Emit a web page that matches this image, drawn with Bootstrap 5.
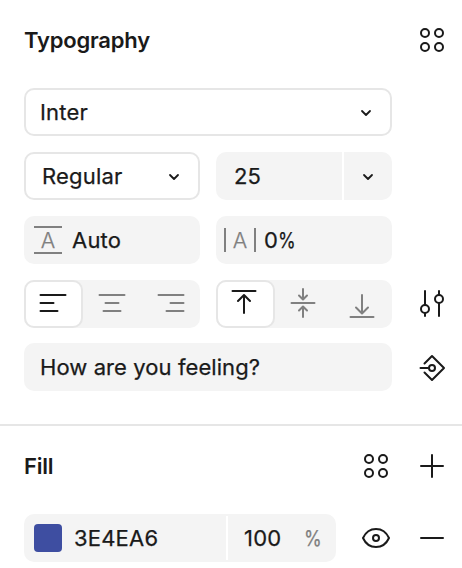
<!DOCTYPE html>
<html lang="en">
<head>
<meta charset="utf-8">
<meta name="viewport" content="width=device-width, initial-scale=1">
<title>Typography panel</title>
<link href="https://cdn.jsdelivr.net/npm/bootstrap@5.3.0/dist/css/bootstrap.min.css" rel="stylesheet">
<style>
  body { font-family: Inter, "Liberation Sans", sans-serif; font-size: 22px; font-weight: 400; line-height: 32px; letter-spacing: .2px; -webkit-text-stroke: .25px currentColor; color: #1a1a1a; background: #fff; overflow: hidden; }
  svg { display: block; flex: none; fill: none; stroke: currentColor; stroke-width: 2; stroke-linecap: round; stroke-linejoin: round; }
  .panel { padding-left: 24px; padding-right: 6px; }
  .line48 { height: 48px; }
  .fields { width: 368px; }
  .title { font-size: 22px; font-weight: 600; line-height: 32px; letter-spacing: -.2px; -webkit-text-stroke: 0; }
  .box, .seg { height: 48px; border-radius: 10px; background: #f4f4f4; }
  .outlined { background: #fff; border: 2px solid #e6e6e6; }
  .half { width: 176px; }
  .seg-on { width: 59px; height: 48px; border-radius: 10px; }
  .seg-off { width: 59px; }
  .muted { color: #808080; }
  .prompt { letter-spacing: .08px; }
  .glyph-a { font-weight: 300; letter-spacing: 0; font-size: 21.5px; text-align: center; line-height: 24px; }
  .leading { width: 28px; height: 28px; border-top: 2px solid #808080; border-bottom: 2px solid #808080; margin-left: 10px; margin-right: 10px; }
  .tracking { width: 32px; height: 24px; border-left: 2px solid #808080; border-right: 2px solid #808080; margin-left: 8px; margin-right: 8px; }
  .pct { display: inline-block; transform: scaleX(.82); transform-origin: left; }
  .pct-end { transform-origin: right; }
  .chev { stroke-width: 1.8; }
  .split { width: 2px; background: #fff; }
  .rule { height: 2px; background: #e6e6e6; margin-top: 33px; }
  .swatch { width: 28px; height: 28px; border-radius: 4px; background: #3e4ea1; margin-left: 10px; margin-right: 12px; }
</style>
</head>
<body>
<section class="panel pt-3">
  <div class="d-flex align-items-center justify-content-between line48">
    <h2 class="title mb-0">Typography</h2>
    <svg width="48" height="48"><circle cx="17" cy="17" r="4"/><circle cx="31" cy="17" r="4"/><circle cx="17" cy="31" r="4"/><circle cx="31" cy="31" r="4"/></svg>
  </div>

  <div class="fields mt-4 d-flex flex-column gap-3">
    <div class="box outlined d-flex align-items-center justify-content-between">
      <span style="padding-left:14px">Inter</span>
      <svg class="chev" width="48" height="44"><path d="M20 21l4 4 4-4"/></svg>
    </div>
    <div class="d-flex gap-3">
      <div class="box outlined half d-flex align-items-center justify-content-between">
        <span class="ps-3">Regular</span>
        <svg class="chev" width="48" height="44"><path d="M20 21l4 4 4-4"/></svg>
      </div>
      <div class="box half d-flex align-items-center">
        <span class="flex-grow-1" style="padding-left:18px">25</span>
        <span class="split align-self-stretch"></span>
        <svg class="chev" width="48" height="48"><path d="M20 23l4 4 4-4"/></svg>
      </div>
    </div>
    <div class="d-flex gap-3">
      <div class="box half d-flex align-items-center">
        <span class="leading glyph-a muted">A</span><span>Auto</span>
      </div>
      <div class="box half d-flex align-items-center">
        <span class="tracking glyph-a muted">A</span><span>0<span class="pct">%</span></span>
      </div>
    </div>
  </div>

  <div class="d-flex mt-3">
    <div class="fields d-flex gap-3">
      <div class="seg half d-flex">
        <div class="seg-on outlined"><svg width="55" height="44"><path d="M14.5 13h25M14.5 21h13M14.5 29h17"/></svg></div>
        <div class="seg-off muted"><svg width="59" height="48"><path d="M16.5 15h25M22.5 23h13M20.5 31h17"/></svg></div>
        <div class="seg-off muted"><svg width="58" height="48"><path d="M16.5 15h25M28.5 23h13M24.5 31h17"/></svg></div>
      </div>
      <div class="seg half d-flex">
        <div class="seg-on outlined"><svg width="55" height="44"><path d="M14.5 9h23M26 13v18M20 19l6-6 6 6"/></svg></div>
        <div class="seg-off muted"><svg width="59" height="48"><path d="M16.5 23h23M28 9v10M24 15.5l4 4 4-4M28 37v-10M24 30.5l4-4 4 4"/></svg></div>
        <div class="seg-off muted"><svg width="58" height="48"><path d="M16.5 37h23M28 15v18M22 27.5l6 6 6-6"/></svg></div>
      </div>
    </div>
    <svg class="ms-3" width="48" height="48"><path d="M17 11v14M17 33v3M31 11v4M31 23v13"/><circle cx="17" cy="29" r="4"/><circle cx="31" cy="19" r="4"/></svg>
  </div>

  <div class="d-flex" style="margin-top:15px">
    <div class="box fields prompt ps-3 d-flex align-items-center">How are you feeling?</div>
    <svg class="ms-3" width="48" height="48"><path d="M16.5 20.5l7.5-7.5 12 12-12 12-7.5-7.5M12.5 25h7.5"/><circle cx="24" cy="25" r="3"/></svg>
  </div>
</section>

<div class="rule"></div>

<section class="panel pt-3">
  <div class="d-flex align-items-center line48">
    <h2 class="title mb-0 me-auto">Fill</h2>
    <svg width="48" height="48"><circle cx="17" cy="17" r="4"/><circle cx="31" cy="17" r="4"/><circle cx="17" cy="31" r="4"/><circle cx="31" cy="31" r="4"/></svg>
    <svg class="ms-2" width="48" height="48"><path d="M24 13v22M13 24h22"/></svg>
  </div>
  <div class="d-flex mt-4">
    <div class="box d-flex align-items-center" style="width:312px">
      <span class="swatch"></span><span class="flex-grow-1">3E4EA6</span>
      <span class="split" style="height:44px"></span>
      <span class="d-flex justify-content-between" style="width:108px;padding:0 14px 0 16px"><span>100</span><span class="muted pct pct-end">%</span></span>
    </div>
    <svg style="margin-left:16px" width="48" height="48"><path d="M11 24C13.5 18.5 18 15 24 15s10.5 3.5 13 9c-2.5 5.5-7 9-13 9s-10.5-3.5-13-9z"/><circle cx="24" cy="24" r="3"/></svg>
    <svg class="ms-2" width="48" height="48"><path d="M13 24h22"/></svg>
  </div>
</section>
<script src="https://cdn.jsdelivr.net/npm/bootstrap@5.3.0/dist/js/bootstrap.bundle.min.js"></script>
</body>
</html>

● ● ● ● ●

• TASK TO COMPLETE
Repeat the lines above exactly, and keep every picture out.

• EXERCISE ANSWER
Emit a web page that matches this image, drawn with Bootstrap 5.
<!DOCTYPE html>
<html lang="en">
<head>
<meta charset="utf-8">
<meta name="viewport" content="width=device-width, initial-scale=1">
<title>Typography panel</title>
<link href="https://cdn.jsdelivr.net/npm/bootstrap@5.3.0/dist/css/bootstrap.min.css" rel="stylesheet">
<style>
  body { font-family: Inter, "Liberation Sans", sans-serif; font-size: 22px; font-weight: 400; line-height: 32px; letter-spacing: .2px; -webkit-text-stroke: .25px currentColor; color: #1a1a1a; background: #fff; overflow: hidden; }
  svg { display: block; flex: none; fill: none; stroke: currentColor; stroke-width: 2; stroke-linecap: round; stroke-linejoin: round; }
  .panel { padding-left: 24px; padding-right: 6px; }
  .line48 { height: 48px; }
  .fields { width: 368px; }
  .title { font-size: 22px; font-weight: 600; line-height: 32px; letter-spacing: -.2px; -webkit-text-stroke: 0; }
  .box, .seg { height: 48px; border-radius: 10px; background: #f4f4f4; }
  .outlined { background: #fff; border: 2px solid #e6e6e6; }
  .half { width: 176px; }
  .seg-on { width: 59px; height: 48px; border-radius: 10px; }
  .seg-off { width: 59px; }
  .muted { color: #808080; }
  .prompt { letter-spacing: .08px; }
  .glyph-a { font-weight: 300; letter-spacing: 0; font-size: 21.5px; text-align: center; line-height: 24px; }
  .leading { width: 28px; height: 28px; border-top: 2px solid #808080; border-bottom: 2px solid #808080; margin-left: 10px; margin-right: 10px; }
  .tracking { width: 32px; height: 24px; border-left: 2px solid #808080; border-right: 2px solid #808080; margin-left: 8px; margin-right: 8px; }
  .pct { display: inline-block; transform: scaleX(.82); transform-origin: left; }
  .pct-end { transform-origin: right; }
  .chev { stroke-width: 1.8; }
  .split { width: 2px; background: #fff; }
  .rule { height: 2px; background: #e6e6e6; margin-top: 33px; }
  .swatch { width: 28px; height: 28px; border-radius: 4px; background: #3e4ea1; margin-left: 10px; margin-right: 12px; }
</style>
</head>
<body>
<section class="panel pt-3">
  <div class="d-flex align-items-center justify-content-between line48">
    <h2 class="title mb-0">Typography</h2>
    <svg width="48" height="48"><circle cx="17" cy="17" r="4"/><circle cx="31" cy="17" r="4"/><circle cx="17" cy="31" r="4"/><circle cx="31" cy="31" r="4"/></svg>
  </div>

  <div class="fields mt-4 d-flex flex-column gap-3">
    <div class="box outlined d-flex align-items-center justify-content-between">
      <span style="padding-left:14px">Inter</span>
      <svg class="chev" width="48" height="44"><path d="M20 21l4 4 4-4"/></svg>
    </div>
    <div class="d-flex gap-3">
      <div class="box outlined half d-flex align-items-center justify-content-between">
        <span class="ps-3">Regular</span>
        <svg class="chev" width="48" height="44"><path d="M20 21l4 4 4-4"/></svg>
      </div>
      <div class="box half d-flex align-items-center">
        <span class="flex-grow-1" style="padding-left:18px">25</span>
        <span class="split align-self-stretch"></span>
        <svg class="chev" width="48" height="48"><path d="M20 23l4 4 4-4"/></svg>
      </div>
    </div>
    <div class="d-flex gap-3">
      <div class="box half d-flex align-items-center">
        <span class="leading glyph-a muted">A</span><span>Auto</span>
      </div>
      <div class="box half d-flex align-items-center">
        <span class="tracking glyph-a muted">A</span><span>0<span class="pct">%</span></span>
      </div>
    </div>
  </div>

  <div class="d-flex mt-3">
    <div class="fields d-flex gap-3">
      <div class="seg half d-flex">
        <div class="seg-on outlined"><svg width="55" height="44"><path d="M14.5 13h25M14.5 21h13M14.5 29h17"/></svg></div>
        <div class="seg-off muted"><svg width="59" height="48"><path d="M16.5 15h25M22.5 23h13M20.5 31h17"/></svg></div>
        <div class="seg-off muted"><svg width="58" height="48"><path d="M16.5 15h25M28.5 23h13M24.5 31h17"/></svg></div>
      </div>
      <div class="seg half d-flex">
        <div class="seg-on outlined"><svg width="55" height="44"><path d="M14.5 9h23M26 13v18M20 19l6-6 6 6"/></svg></div>
        <div class="seg-off muted"><svg width="59" height="48"><path d="M16.5 23h23M28 9v10M24 15.5l4 4 4-4M28 37v-10M24 30.5l4-4 4 4"/></svg></div>
        <div class="seg-off muted"><svg width="58" height="48"><path d="M16.5 37h23M28 15v18M22 27.5l6 6 6-6"/></svg></div>
      </div>
    </div>
    <svg class="ms-3" width="48" height="48"><path d="M17 11v14M17 33v3M31 11v4M31 23v13"/><circle cx="17" cy="29" r="4"/><circle cx="31" cy="19" r="4"/></svg>
  </div>

  <div class="d-flex" style="margin-top:15px">
    <div class="box fields prompt ps-3 d-flex align-items-center">How are you feeling?</div>
    <svg class="ms-3" width="48" height="48"><path d="M16.5 20.5l7.5-7.5 12 12-12 12-7.5-7.5M12.5 25h7.5"/><circle cx="24" cy="25" r="3"/></svg>
  </div>
</section>

<div class="rule"></div>

<section class="panel pt-3">
  <div class="d-flex align-items-center line48">
    <h2 class="title mb-0 me-auto">Fill</h2>
    <svg width="48" height="48"><circle cx="17" cy="17" r="4"/><circle cx="31" cy="17" r="4"/><circle cx="17" cy="31" r="4"/><circle cx="31" cy="31" r="4"/></svg>
    <svg class="ms-2" width="48" height="48"><path d="M24 13v22M13 24h22"/></svg>
  </div>
  <div class="d-flex mt-4">
    <div class="box d-flex align-items-center" style="width:312px">
      <span class="swatch"></span><span class="flex-grow-1">3E4EA6</span>
      <span class="split" style="height:44px"></span>
      <span class="d-flex justify-content-between" style="width:108px;padding:0 14px 0 16px"><span>100</span><span class="muted pct pct-end">%</span></span>
    </div>
    <svg style="margin-left:16px" width="48" height="48"><path d="M11 24C13.5 18.5 18 15 24 15s10.5 3.5 13 9c-2.5 5.5-7 9-13 9s-10.5-3.5-13-9z"/><circle cx="24" cy="24" r="3"/></svg>
    <svg class="ms-2" width="48" height="48"><path d="M13 24h22"/></svg>
  </div>
</section>
<script src="https://cdn.jsdelivr.net/npm/bootstrap@5.3.0/dist/js/bootstrap.bundle.min.js"></script>
</body>
</html>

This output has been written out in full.